Among the Opposition MPs who had moved to block the reading were Fong Po Kuan (DAP - Batu Gajah), Lim Lip Eng (DAP - Segambut), Salahuddin Ayob (PAS - Kubang Kerian) and Mahfuz Omar (PAS - Pokok Sena).
The standoff came immediately after Wee Choo Keong (PKR - Wangsa Maju) had engaged in a 45-minute debate with Plantation Industries and Commodities Minister Datuk Peter Chin on the technical points of the National Kenaf and Tobacco Board Bill while Deputy Speaker Datuk Ronald Kiandee looked on with obvious impatience.
Fong stood up on a point of order even before Home Minister Datuk Seri Syed Hamid Albar could present the Bill, accusing the Government of being “hasty” by pushing forward the second reading.
“Why has this Bill been put forward when the Universities and University Colleges (Amendment) was tabled first? Is there any malicious intention?” she demanded.
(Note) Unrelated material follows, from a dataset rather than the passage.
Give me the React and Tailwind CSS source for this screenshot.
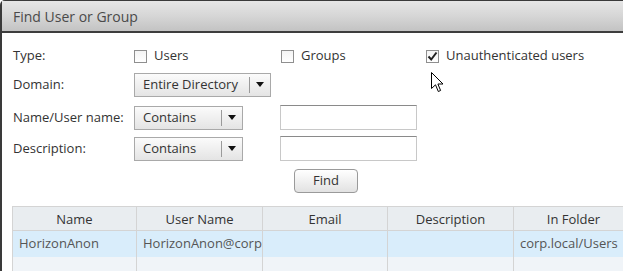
import React from "react";

function Checkbox({ checked = false }) {
  return (
    <span className="flex h-[13px] w-[13px] items-center justify-center border border-[#8f8f8f] bg-gradient-to-b from-[#f4f4f4] to-white">
      {checked && (
        <svg width="11" height="11" viewBox="0 0 11 11">
          <path d="M1.5 5.5 L4.2 8.5 L9.5 1.5" fill="none" stroke="#222" strokeWidth="2" />
        </svg>
      )}
    </span>
  );
}

function Dropdown({ label, width }) {
  return (
    <div
      className={`flex h-[24px] items-center border border-[#a9a9a9] bg-gradient-to-b from-[#fbfbfb] to-[#e4e4e4] ${width}`}
    >
      <span className="flex-1 whitespace-nowrap pl-[8px] text-[#333]">{label}</span>
      <span className="h-[16px] w-px bg-[#9a9a9a]" />
      <span className="flex w-[20px] items-center justify-center">
        <svg width="8" height="5" viewBox="0 0 8 5">
          <path d="M0 0 H8 L4 5 Z" fill="#111" />
        </svg>
      </span>
    </div>
  );
}

function TextBox() {
  return <div className="h-[25px] w-[137px] border border-[#c8c8c8] border-t-[#8a8a8a] bg-white" />;
}

const columns = [
  { title: "Name", width: "w-[125px]" },
  { title: "User Name", width: "w-[126px]" },
  { title: "Email", width: "w-[125px]" },
  { title: "Description", width: "w-[126px]" },
  { title: "In Folder", width: "w-[120px]" },
];

const row = ["HorizonAnon", "HorizonAnon@corp.local", "", "", "corp.local/Users"];

export default function App() {
  return (
    <div className="relative h-[271px] w-[623px] overflow-hidden bg-white font-['Open_Sans',Arial,sans-serif] text-[13px]">
      <div className="h-full rounded-tl-[5px] border-l-2 border-t border-[#3a3a3a]">
        <div className="flex h-[32px] items-center border-b-2 border-[#3d3d3d] bg-gradient-to-b from-[#e6e6e6] via-[#d6d6d6] to-[#c3c3c3] pl-[11px] text-[14px] text-[#4a4a4a]">
          Find User or Group
        </div>

        <div className="pl-[11px] text-[#333]">
          <div className="mt-[16px] flex h-[14px] items-center">
            <span className="w-[121px]">Type:</span>
            <label className="flex w-[147px] items-center gap-[7px]">
              <Checkbox />
              <span>Users</span>
            </label>
            <label className="flex w-[145px] items-center gap-[7px]">
              <Checkbox />
              <span>Groups</span>
            </label>
            <label className="flex items-center gap-[7px]">
              <Checkbox checked />
              <span>Unauthenticated users</span>
            </label>
          </div>

          <div className="mt-[9px] flex h-[25px] items-center">
            <span className="w-[121px]">Domain:</span>
            <Dropdown label="Entire Directory" width="w-[137px]" />
          </div>

          <div className="mt-[8px] flex h-[25px] items-center">
            <span className="w-[121px] whitespace-nowrap">Name/User name:</span>
            <Dropdown label="Contains" width="w-[109px]" />
            <span className="ml-[37px]">
              <TextBox />
            </span>
          </div>

          <div className="mt-[6px] flex h-[25px] items-center">
            <span className="w-[121px]">Description:</span>
            <Dropdown label="Contains" width="w-[109px]" />
            <span className="ml-[37px]">
              <TextBox />
            </span>
          </div>

          <div className="mt-[8px] flex pl-[281px]">
            <button className="h-[24px] w-[64px] rounded-[4px] border border-[#9a9a9a] bg-gradient-to-b from-white to-[#e2e2e2] text-[#333]">
              Find
            </button>
          </div>
        </div>

        <div className="ml-[10px] mt-[13px]">
          <div className="flex h-[25px] border-y border-[#d4d4d4] bg-[#e9edf0] text-[#333]">
            {columns.map((c, i) => (
              <div
                key={c.title}
                className={`flex shrink-0 items-center justify-center pt-[2px] ${c.width} ${i === 0 ? "border-l" : ""} border-r border-[#d4d4d4]`}
              >
                {c.title}
              </div>
            ))}
          </div>
          <div className="flex h-[26px] bg-[#d9edfb] text-[#555]">
            {columns.map((c, i) => (
              <div
                key={c.title}
                className={`flex shrink-0 items-center overflow-hidden whitespace-nowrap pl-[6px] ${c.width} ${i === 0 ? "border-l" : ""} border-r border-[#d4d4d4]`}
              >
                {row[i]}
              </div>
            ))}
          </div>
          <div className="flex h-[20px] bg-[#f0f4f8]">
            {columns.map((c, i) => (
              <div
                key={c.title}
                className={`shrink-0 ${c.width} ${i === 0 ? "border-l" : ""} border-r border-[#d4d4d4]`}
              />
            ))}
          </div>
        </div>
      </div>

      <svg className="absolute left-[431px] top-[72px]" width="13" height="21" viewBox="0 0 13 21">
        <path
          d="M0.5 0.5 L0.5 16.5 L4.5 12.8 L7.3 19.5 L9.6 18.5 L6.9 12 L12 12 Z"
          fill="#fff"
          stroke="#000"
          strokeWidth="1"
          strokeLinejoin="round"
        />
      </svg>
    </div>
  );
}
The Universities and University Colleges (Amendment) Bill had been tabled for first reading in the previous meeting while the DNA Identification Bill was only presented to Parliament last Monday.
As at last Thursday, the Order Paper had listed the AUKU Bill above the DNA Identification Bill in the schedule for second reading. However, the Order Paper this Monday showed that the DNA Identification Bill has now preceded the AUKU Bill.
Ronald told her that under the Standing Orders, the Government had the right to prioritise any Bill above others, prompting Fong to retort that the House should at least be told of such a move.
The Deputy Speaker then attempted to get on with the proceedings, amidst protests from Lim and Fong - who alleged there was “udang di sebalik batu” (ulterior motives).
Citing a point of order, Salahuddin then claimed the MPs had not been given time to prepare for debate on the Bill as they had previously thought to focus their “homework” on the AUKU Bill.
“The police have given a briefing to the backbenchers on the Bill but they have not invited the Opposition MPs; we are MPs as well,” Mahfuz pleaded with Ronald.
However, Ronald was firm in allowing proceedings to go on, adding that the Speaker had acceded to the Government’s request to push forward the Bill under Standing Order 15(2).
“Your preparations for debate is another matter. However, I take note of your concerns,” he said before calling on Syed Hamid.
Syed Hamid later said the bill was not intended for a particular person and there was no sinister motive behind the tabling of the bill.
At the Parliament Lobby, lawyers from Human Right Committee of Bar Council called for the Bill to be withdrawn from debate and have a proper public consultation with experts such as chemists, criminologists, lawyers and others.
Edmund Bon representing the committee, called for the setting up of a Parliamentary Select committee to research and make further amendments to the bill, add privacy rights, adopt a data protection regime and ratify the international covenant of civil and political rights.
“We are not against the setting up of a DNA data bank but it must be set up with adequate safeguards,” said Bon, who was present at a press conference after giving DAP MPs a briefing on the Bill.
Among others, Bon said there was no provision for mandatory destruction of the samples, all convicts would have their DNA profile in the data bank, the court has no role in determining whether the DNA data was true or false and the profile could be exported to other countries.